Liability Insurance and Black Ice

Everyone is required by law to have liability insurance. Liability is the coverage that pays for another person’s damages if you cause an accident. If you slide on black ice and you hit another car, your liability insurance coverage is what will pay for the other person’s damages: your property damage liability will pay to repair or replace the victim’s vehicle, and your personal liability will pay for any medical bills or other costs associated with a physical injury. You have liability limits on your policy, and your liability will pay up to those limits for these types of damages.

However, your liability coverage will not pay one penny toward fixing your car or paying your medical bills if you are injured in a black ice accident. However, there are other types of coverage you can purchase which will pay for your injuries and the damage to your car.

First, medical coverage pays your medical bills and those of your passengers. Sometimes called PIP, or personal injury protection, this coverage pays for your hospital and doctor bills if you are injured, as well as your rehabilitation costs. Some policies even provide payment for lost time from work or other related expenses.

What if you are not injured, but your car is damaged?

In order to have your car repaired in a black ice incident, assuming the damages were not caused by another driver, you must have a different kind of coverage which specifically pays for damage to your vehicle. Depending on your policy, this might be a collision policy or a comprehensive policy.

Collision policies cover damages you cause to your own vehicle. If the insurance company classifies a blackice accident as a “collision,” your collision policy will cover any damage to your vehicle caused by this event. However, in most cases, collision policies do not cover anything except an accident with another vehicle, so if it is a single-vehicle black ice accident, your comprehensive policy may take over.
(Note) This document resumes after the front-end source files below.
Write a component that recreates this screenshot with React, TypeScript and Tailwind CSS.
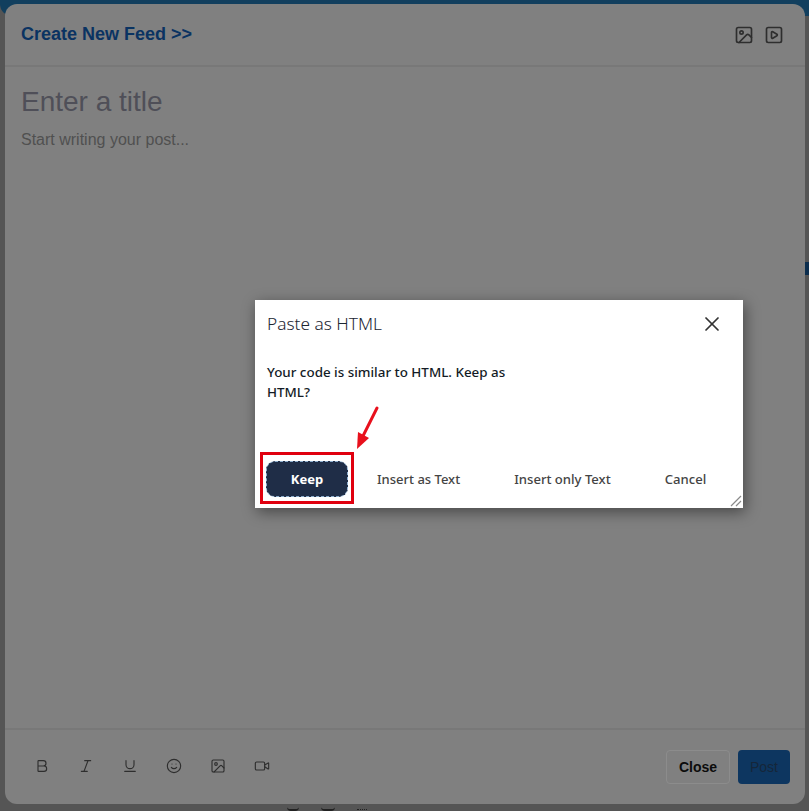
import { Bold, Italic, Underline, Smile, Image, Video, SquarePlay, X } from "lucide-react";

const toolbarIcons = [Bold, Italic, Underline, Smile, Image, Video];

export default function App() {
  return (
    <div className="relative h-[811px] w-[809px] overflow-hidden bg-[#555555] font-['Liberation_Sans',sans-serif]">
      {/* page behind the overlay */}
      <div className="h-[16px] rounded-bl-[12px] bg-[#123f5e]" />
      <div className="absolute right-0 top-[262px] h-[13px] w-[4px] bg-[#0c2e4e]" />
      <div className="absolute bottom-0 left-[287px] flex gap-[22px]">
        <div className="h-[4px] w-[12px] rounded-b-full border-b-2 border-[#222222]" />
        <div className="h-[4px] w-[14px] rounded-b-full border-b-2 border-[#222222]" />
        <div className="h-[3px] w-[10px] border-b border-dotted border-[#222222]" />
      </div>

      {/* feed modal */}
      <div className="absolute left-[5px] top-[4px] flex h-[800px] w-[800px] flex-col rounded-[12px] bg-[#808080]">
        <div className="flex h-[63px] shrink-0 items-center justify-between border-b-2 border-[#787878] pl-[16px] pr-[21px]">
          <h1 className="text-[18px] font-bold text-[#0a3362]">Create New Feed &gt;&gt;</h1>
          <div className="flex items-center gap-[10px] text-[#2e2e2e]">
            <Image size={20} strokeWidth={2} />
            <SquarePlay size={20} strokeWidth={2} />
          </div>
        </div>

        <div className="flex-1 px-[16px] pt-[18px]">
          <div className="text-[28px] leading-[34px] text-[#4f4f58]">Enter a title</div>
          <div className="mt-[12px] text-[16px] leading-[18px] text-[#505050]">Start writing your post...</div>
        </div>

        <div className="flex h-[76px] shrink-0 items-center justify-between border-t-2 border-[#787878] pl-[29px] pr-[15px]">
          <div className="mb-[2px] flex items-center gap-[28px] text-[#2e2e2e]">
            {toolbarIcons.map((Icon, i) => (
              <Icon key={i} size={16} strokeWidth={1.7} />
            ))}
          </div>
          <div className="flex items-center gap-[8px]">
            <button className="h-[34px] w-[64px] rounded-[4px] border border-[#8c8c8c] text-[14px] font-bold text-[#0c0c0c]">Close</button>
            <button className="h-[34px] w-[52px] rounded-[4px] bg-[#0d3660] text-[14px] text-[#15263a]">Post</button>
          </div>
        </div>
      </div>

      {/* paste dialog */}
      <div className="absolute left-[255px] top-[300px] flex h-[208px] w-[488px] flex-col bg-white font-['Noto_Sans',sans-serif] shadow-[2px_4px_14px_rgba(0,0,0,0.45)]">
        <div className="flex items-center justify-between pl-[12px] pr-[19px] pt-[12px]">
          <span className="text-[17.3px] font-light leading-[24px] text-[#1c2632]">Paste as HTML</span>
          <X size={24} strokeWidth={1.7} className="text-[#333333]" />
        </div>
        <p className="mt-[26px] w-[274px] pl-[12px] text-[13.4px] font-medium leading-[20px] text-[#141c26]">
          Your code is similar to HTML. Keep as HTML?
        </p>
        <div className="mt-auto flex items-center pb-[11px] pl-[11px] text-[13px] font-medium text-[#444444]">
          <button className="h-[36px] w-[82px] rounded-[9px] border border-dashed border-[#8fb0d0] bg-[#1f2d47] pt-[1px] font-bold text-white">Keep</button>
          <span className="ml-[29px] mt-[1px]">Insert as Text</span>
          <span className="ml-[54px] mt-[1px] text-[13.1px]">Insert only Text</span>
          <span className="ml-[54px] mt-[1px] text-[13.1px]">Cancel</span>
        </div>
        <svg className="absolute bottom-[1px] right-[1px]" width="12" height="12" viewBox="0 0 12 12" fill="none" stroke="#8a8a8a" strokeWidth="1.2">
          <path d="M1 11 11 1M6 11l5-5" />
        </svg>
      </div>

      {/* annotation */}
      <div className="absolute left-[260px] top-[452px] h-[52px] w-[94px] border-[3px] border-[#e0000f]" />
      <svg className="absolute left-[350px] top-[400px]" width="36" height="54" viewBox="0 0 36 54" fill="none">
        <path d="M27 8 12 38" stroke="#e8101c" strokeWidth="3" strokeLinecap="round" />
        <path d="M7 49 8 32l11 6z" fill="#e8101c" />
      </svg>
    </div>
  );
}
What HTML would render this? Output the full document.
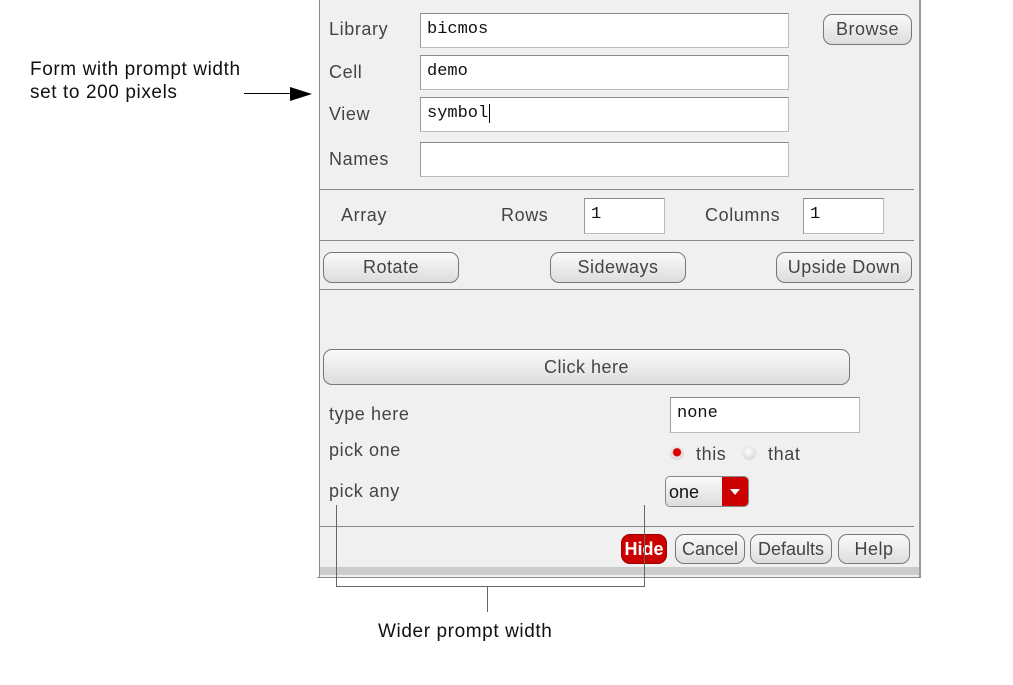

Comprehensive policies, as the name implies, take in any type of damage not caused by a direct collision with another vehicle. Comprehensive policies can cover everything from a broken windshield to a stolen car, or damage caused by hail, flood, or tornado. Comprehensive policies are often the type of policies which cover damage caused by a black ice accident.

If the black ice accident involved only your vehicle, it is very likely that your comprehensive policy will be responsible for the costs of repairs. On the other hand, if another car hit you due to black ice, it is likely that car’s liability policy will pay for your damages. If the other driver was uninsured, then your uninsured motorist coverage will pay for the damage.

Black ice accidents are not easy to avoid. Unlike “regular” ice, black ice is often invisible. There are a few things you can do to minimize your chances of a black ice accident, however:

1) Avoid excessive speeds on icy roads. Speed is what causes most accidents in icy weather. Remember that “excessive” speed does not mean driving above the speed limit; it means driving too fast for conditions.

2) Learn to maneuver through a skid. There are ways to handle a skid without panicking. If you are not sure how, learn from an experienced driver or take a defensive driving class.

3) Allow plenty of stopping room. Give yourself much more leeway on icy roads than on dry pavement. You will need up to three times as much room to stop when the roads are icy. Never slam on brakes; instead, pump them gently as you come to a stop.